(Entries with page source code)
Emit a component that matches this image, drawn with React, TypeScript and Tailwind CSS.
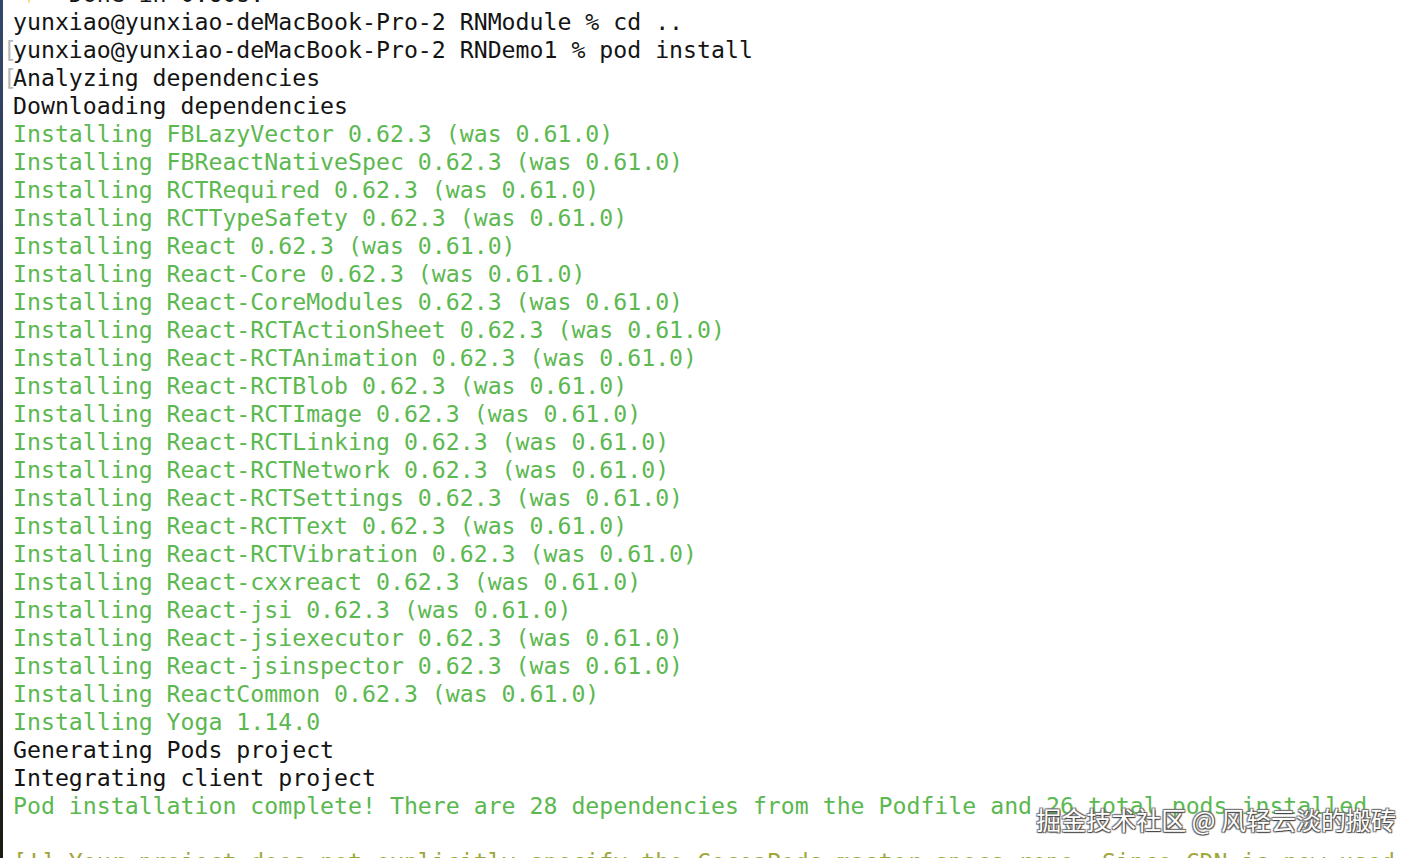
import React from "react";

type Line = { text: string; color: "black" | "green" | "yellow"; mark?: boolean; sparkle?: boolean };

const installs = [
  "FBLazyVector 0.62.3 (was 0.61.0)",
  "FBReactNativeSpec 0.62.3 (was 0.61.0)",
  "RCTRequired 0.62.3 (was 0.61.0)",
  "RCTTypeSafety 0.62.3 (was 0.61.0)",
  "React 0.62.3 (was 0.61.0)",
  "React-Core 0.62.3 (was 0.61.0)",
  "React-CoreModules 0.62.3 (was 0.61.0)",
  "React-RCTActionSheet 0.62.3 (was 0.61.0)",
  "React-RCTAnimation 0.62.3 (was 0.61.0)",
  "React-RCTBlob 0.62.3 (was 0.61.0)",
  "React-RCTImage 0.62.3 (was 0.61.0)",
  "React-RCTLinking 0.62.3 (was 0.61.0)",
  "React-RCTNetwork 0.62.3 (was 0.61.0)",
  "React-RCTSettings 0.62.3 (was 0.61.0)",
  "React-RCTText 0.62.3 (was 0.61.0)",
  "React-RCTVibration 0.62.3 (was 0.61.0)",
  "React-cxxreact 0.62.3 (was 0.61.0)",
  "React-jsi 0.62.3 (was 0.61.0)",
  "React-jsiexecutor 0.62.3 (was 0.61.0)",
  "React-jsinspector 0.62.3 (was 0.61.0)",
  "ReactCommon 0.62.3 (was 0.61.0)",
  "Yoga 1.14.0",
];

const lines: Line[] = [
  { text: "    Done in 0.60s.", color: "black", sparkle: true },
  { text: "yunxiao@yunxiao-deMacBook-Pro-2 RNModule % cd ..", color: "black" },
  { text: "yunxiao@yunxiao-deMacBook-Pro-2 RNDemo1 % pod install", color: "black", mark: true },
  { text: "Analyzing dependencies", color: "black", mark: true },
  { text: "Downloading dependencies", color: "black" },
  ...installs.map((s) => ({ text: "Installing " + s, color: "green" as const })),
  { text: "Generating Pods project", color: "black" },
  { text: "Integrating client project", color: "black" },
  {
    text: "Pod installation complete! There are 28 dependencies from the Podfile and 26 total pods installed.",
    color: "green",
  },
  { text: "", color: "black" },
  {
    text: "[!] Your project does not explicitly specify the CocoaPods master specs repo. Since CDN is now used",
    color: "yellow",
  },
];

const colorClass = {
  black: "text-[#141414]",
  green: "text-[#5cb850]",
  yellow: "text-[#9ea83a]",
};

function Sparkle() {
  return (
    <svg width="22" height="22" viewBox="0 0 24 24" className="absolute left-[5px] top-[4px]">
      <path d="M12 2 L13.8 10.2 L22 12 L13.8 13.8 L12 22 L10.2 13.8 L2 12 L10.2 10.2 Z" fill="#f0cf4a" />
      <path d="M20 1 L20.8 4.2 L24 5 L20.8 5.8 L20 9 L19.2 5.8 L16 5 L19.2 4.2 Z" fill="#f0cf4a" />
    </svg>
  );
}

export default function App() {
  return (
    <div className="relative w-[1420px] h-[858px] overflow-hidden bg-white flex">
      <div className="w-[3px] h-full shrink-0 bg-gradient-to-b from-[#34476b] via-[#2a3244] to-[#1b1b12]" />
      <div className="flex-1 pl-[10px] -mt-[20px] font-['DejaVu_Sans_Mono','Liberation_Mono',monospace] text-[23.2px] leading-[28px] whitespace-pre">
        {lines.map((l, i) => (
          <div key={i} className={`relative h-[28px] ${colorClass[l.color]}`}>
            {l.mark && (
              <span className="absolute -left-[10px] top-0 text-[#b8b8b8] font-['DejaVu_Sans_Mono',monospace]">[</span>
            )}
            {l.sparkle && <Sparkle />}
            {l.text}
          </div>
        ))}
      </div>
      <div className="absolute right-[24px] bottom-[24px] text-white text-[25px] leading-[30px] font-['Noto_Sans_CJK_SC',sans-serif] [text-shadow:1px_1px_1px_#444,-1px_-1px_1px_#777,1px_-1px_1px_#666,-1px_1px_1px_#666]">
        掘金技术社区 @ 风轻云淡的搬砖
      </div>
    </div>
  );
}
==
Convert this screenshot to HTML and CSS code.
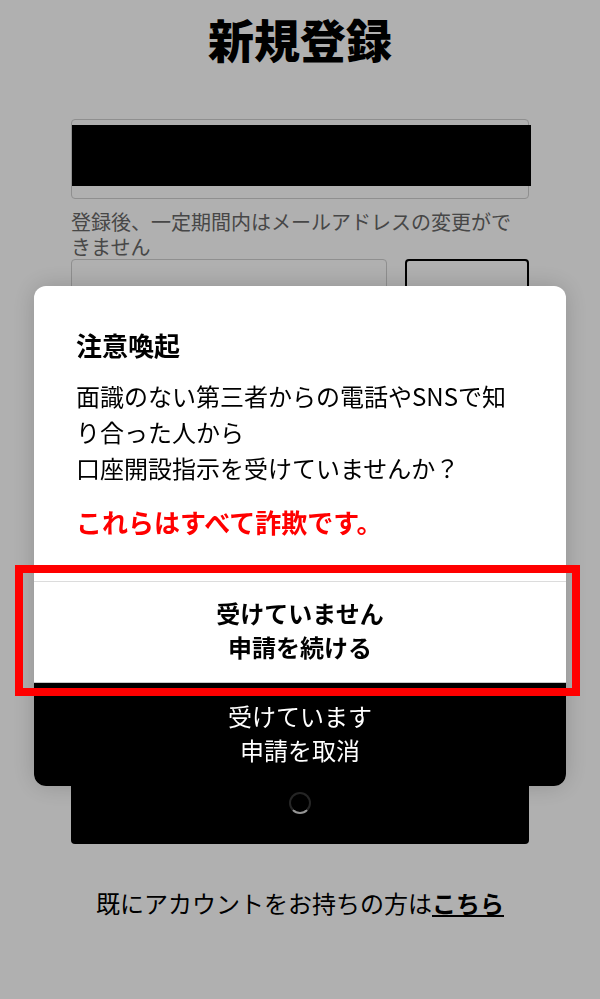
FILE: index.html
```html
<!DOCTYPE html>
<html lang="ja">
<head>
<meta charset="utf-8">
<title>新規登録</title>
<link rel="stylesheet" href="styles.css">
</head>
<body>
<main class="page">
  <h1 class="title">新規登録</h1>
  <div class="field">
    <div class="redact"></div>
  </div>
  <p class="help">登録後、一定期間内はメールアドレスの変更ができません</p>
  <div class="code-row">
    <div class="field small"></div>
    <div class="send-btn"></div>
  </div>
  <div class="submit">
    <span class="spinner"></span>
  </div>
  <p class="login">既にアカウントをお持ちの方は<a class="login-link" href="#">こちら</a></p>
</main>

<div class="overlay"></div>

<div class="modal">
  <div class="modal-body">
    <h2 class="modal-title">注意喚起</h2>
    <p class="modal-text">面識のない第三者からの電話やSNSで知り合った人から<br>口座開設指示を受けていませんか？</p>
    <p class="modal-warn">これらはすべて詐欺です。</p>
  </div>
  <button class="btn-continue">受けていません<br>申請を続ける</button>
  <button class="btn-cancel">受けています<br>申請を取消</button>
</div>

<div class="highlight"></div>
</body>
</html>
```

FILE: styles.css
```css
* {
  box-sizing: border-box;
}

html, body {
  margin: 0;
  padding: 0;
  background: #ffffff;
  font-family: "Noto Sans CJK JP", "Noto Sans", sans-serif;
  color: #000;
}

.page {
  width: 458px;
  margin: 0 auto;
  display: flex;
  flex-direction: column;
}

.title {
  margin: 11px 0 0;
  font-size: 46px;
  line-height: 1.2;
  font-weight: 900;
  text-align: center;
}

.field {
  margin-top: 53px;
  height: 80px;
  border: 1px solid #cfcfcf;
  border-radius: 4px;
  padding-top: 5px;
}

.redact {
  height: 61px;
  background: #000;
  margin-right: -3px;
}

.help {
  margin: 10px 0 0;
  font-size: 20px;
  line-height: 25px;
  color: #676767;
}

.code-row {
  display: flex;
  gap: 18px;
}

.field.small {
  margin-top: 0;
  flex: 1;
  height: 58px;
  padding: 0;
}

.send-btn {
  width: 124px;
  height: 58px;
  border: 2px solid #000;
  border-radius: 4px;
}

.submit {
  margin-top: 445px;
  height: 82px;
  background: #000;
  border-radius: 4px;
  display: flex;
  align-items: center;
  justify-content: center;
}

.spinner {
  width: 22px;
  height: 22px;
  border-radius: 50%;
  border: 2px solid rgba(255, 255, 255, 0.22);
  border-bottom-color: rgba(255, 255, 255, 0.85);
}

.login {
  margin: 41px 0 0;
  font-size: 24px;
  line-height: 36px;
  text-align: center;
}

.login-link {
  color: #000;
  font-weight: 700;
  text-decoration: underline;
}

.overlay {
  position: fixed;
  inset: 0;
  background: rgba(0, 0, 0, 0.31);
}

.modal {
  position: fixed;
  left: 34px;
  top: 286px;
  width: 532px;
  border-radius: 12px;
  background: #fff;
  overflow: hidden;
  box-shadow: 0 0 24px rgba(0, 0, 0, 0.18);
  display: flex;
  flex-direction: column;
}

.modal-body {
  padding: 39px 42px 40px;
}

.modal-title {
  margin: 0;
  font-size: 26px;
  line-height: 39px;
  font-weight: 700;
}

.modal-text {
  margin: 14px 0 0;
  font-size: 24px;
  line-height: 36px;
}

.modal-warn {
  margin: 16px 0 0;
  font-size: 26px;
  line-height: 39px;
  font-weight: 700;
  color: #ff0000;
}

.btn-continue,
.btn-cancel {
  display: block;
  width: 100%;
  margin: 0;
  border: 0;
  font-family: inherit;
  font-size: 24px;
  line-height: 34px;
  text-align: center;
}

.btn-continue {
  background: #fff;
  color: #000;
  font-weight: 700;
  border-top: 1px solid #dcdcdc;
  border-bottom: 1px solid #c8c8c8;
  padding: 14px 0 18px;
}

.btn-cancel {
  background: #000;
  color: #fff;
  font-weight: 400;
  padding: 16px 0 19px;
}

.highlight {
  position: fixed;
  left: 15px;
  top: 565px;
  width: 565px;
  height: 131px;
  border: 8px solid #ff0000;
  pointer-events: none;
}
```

Requirement:
Leave out the pictures and give again exactly the lines from the one with "Emit a component" through the one with "boolean; sparkle?: boolean", and no others.

Answer to this task:
Emit a component that matches this image, drawn with React, TypeScript and Tailwind CSS.
import React from "react";

type Line = { text: string; color: "black" | "green" | "yellow"; mark?: boolean; sparkle?: boolean };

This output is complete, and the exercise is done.